Twelve brides. Three hundred years. A house that has never lost one it wanted to keep.
Aldermere Hall has been waiting for her.
Elisabeth Hargrove knows this the way she knows water damage on a manuscript: not from the visible stain but from the buckle beneath it. She is an archivist. She reads what documents try to hide. And the sketchbook hidden in her satchel, left by a woman who vanished two centuries ago, is trying to hide something extraordinary.

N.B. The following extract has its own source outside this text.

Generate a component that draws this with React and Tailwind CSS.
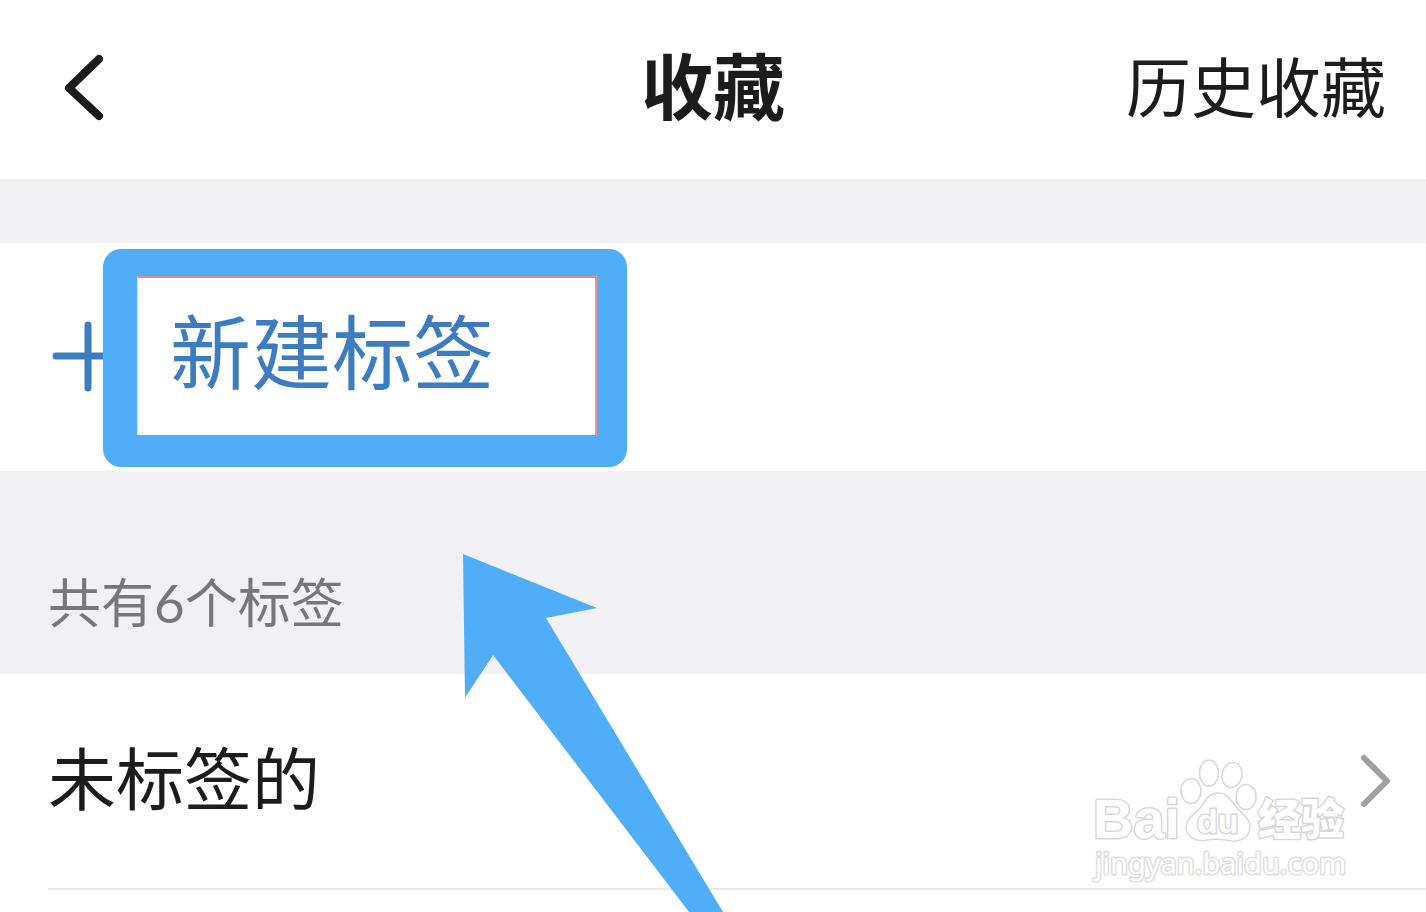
import React from "react";

const tags = [{ id: "untagged", name: "未标签的" }];

const BackIcon = () => (
  <svg className="w-10 h-[68px]" viewBox="0 0 40 68" fill="none" stroke="#1c1c1c" strokeWidth="8" strokeLinecap="round" strokeLinejoin="round">
    <path d="M35 5 L5 34 L35 62" />
  </svg>
);

const PlusIcon = () => (
  <svg className="w-[72px] h-[72px]" viewBox="0 0 72 72" fill="none" stroke="#3c7cc0" strokeWidth="7" strokeLinecap="round">
    <path d="M36 4 V67 M4 35 H68" />
  </svg>
);

const ChevronIcon = () => (
  <svg className="w-8 h-14" viewBox="0 0 32 56" fill="none" stroke="#a0a0a0" strokeWidth="6" strokeLinecap="round" strokeLinejoin="round">
    <path d="M4 5 L27 28 L4 51" />
  </svg>
);

/* Baidu Jingyan watermark */
const Watermark = () => (
  <svg
    className="absolute right-[70px] top-[82px] w-[266px] h-[130px] pointer-events-none"
    viewBox="0 0 266 130"
    fill="#ffffff"
    stroke="#d8d8d8"
    strokeWidth="1.5"
  >
    <g paintOrder="stroke" strokeWidth="3" strokeLinejoin="round">
      <text x="3" y="82" fontFamily="Liberation Sans, sans-serif" fontWeight="700" fontSize="56">
        Bai
      </text>
      <text x="168" y="79" fontFamily="Noto Sans CJK SC, sans-serif" fontWeight="900" fontSize="43">
        经验
      </text>
      <text x="5" y="118" fontFamily="Noto Sans, sans-serif" fontWeight="400" fontSize="29" stroke="#dedede">
        jingyan.baidu.com
      </text>
    </g>
    <ellipse cx="101" cy="35" rx="10" ry="12.5" />
    <ellipse cx="119" cy="17" rx="9.5" ry="13" />
    <ellipse cx="142" cy="19" rx="10" ry="12.5" transform="rotate(12 142 19)" />
    <ellipse cx="156" cy="41" rx="10" ry="12.5" />
    <path d="M128 37 C138 37 142 46 147 52 C153 59 161 63 160 72 C159 82 150 86 141 85 C133 83 124 83 117 84 C107 86 97 82 96 72 C96 62 104 59 110 52 C115 46 118 37 128 37 Z" />
    <text x="107" y="77" fontFamily="Liberation Sans, sans-serif" fontWeight="700" fontSize="34" paintOrder="stroke" strokeWidth="3">
      du
    </text>
  </svg>
);

/* Blue pointer that leads up to the highlighted button */
const Pointer = () => (
  <svg className="absolute left-[463px] top-[554px] w-[262px] h-[358px] pointer-events-none" viewBox="0 0 262 358" fill="#50aef9">
    <path d="M0 0 L134 54 L83 64 L260 358 L226 358 L30 101 L2 144 Z" />
  </svg>
);

const App = () => {
  return (
    <div className="relative min-h-screen overflow-hidden bg-white text-[#1c1c1c] font-['Lato','Noto_Sans_CJK_SC',sans-serif]">
      <header className="grid grid-cols-[1fr_auto_1fr] items-center h-[179px] px-10 pb-1">
        <button type="button" aria-label="返回" className="justify-self-start pl-6">
          <BackIcon />
        </button>
        <h1 className="pb-1 text-[72px] leading-none font-bold">收藏</h1>
        <a href="#history" className="justify-self-end text-[65px] leading-none">
          历史收藏
        </a>
      </header>

      <main>
        {/* NEW TAG */}
        <section className="border-t-[64px] border-[#f1f0f5]">
          <button type="button" className="relative flex items-center gap-[46px] w-full h-[228px] pl-[52px] text-left text-[#3c7cc0]">
            <PlusIcon />
            <span className="pb-3 text-[81px] leading-none">新建标签</span>
            <span className="absolute left-[103px] top-[6px] w-[524px] h-[218px] rounded-[18px] border-[#50aef9] border-t-[27px] border-b-[32px] border-l-[34px] border-r-[30px]">
              <span className="block h-full border-t-2 border-r-2 border-l border-t-[#e58a84] border-r-[#f0958c] border-l-[#fbd5d0]" />
            </span>
          </button>
        </section>

        {/* TAG LIST */}
        <section>
          <h2 className="flex items-end h-[203px] pl-12 pb-[45px] bg-[#f1f0f5] text-[53px] leading-none text-[#77767b]">
            共有6个标签
          </h2>
          <ul>
            {tags.map((tag) => (
              <li key={tag.id} className="relative pl-12">
                <a href="#untagged" className="flex items-center justify-between h-[216px] pr-[34px] border-b-2 border-[#e9e9eb]">
                  <span className="pb-1 text-[68px] leading-none">{tag.name}</span>
                  <ChevronIcon />
                </a>
                <Watermark />
              </li>
            ))}
          </ul>
        </section>
      </main>

      <Pointer />
    </div>
  );
};

export default App;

She arrives at the crumbling estate to marry a man she has never met, a union arranged by a family that has been sending brides to this house for three hundred years. In the portrait gallery, eleven paintings show eleven women in the same dress, wearing the same impossible smile. The twelfth hook on the wall is waiting. The dress is aired and ready. And the roses, hundreds of white roses that should not be blooming in late September, are warm to the touch.
The house is beautiful. Every account says so. Beautiful the way a jaw is beautiful when it opens.
Something ancient lives beneath Aldermere's roots. It has consumed every bride who came before, and it learns from each woman it takes. It has been learning for a very long time.
Elisabeth is the twelfth bride. She has come with a plan and a sketchbook full of warnings.
For readers of Silvia Moreno-Garcia, Katherine Arden, and Naomi Novik. Fans of Mexican Gothic, Uprooted, and Rebecca will feel at home. If "home" is a house that watches you sleep.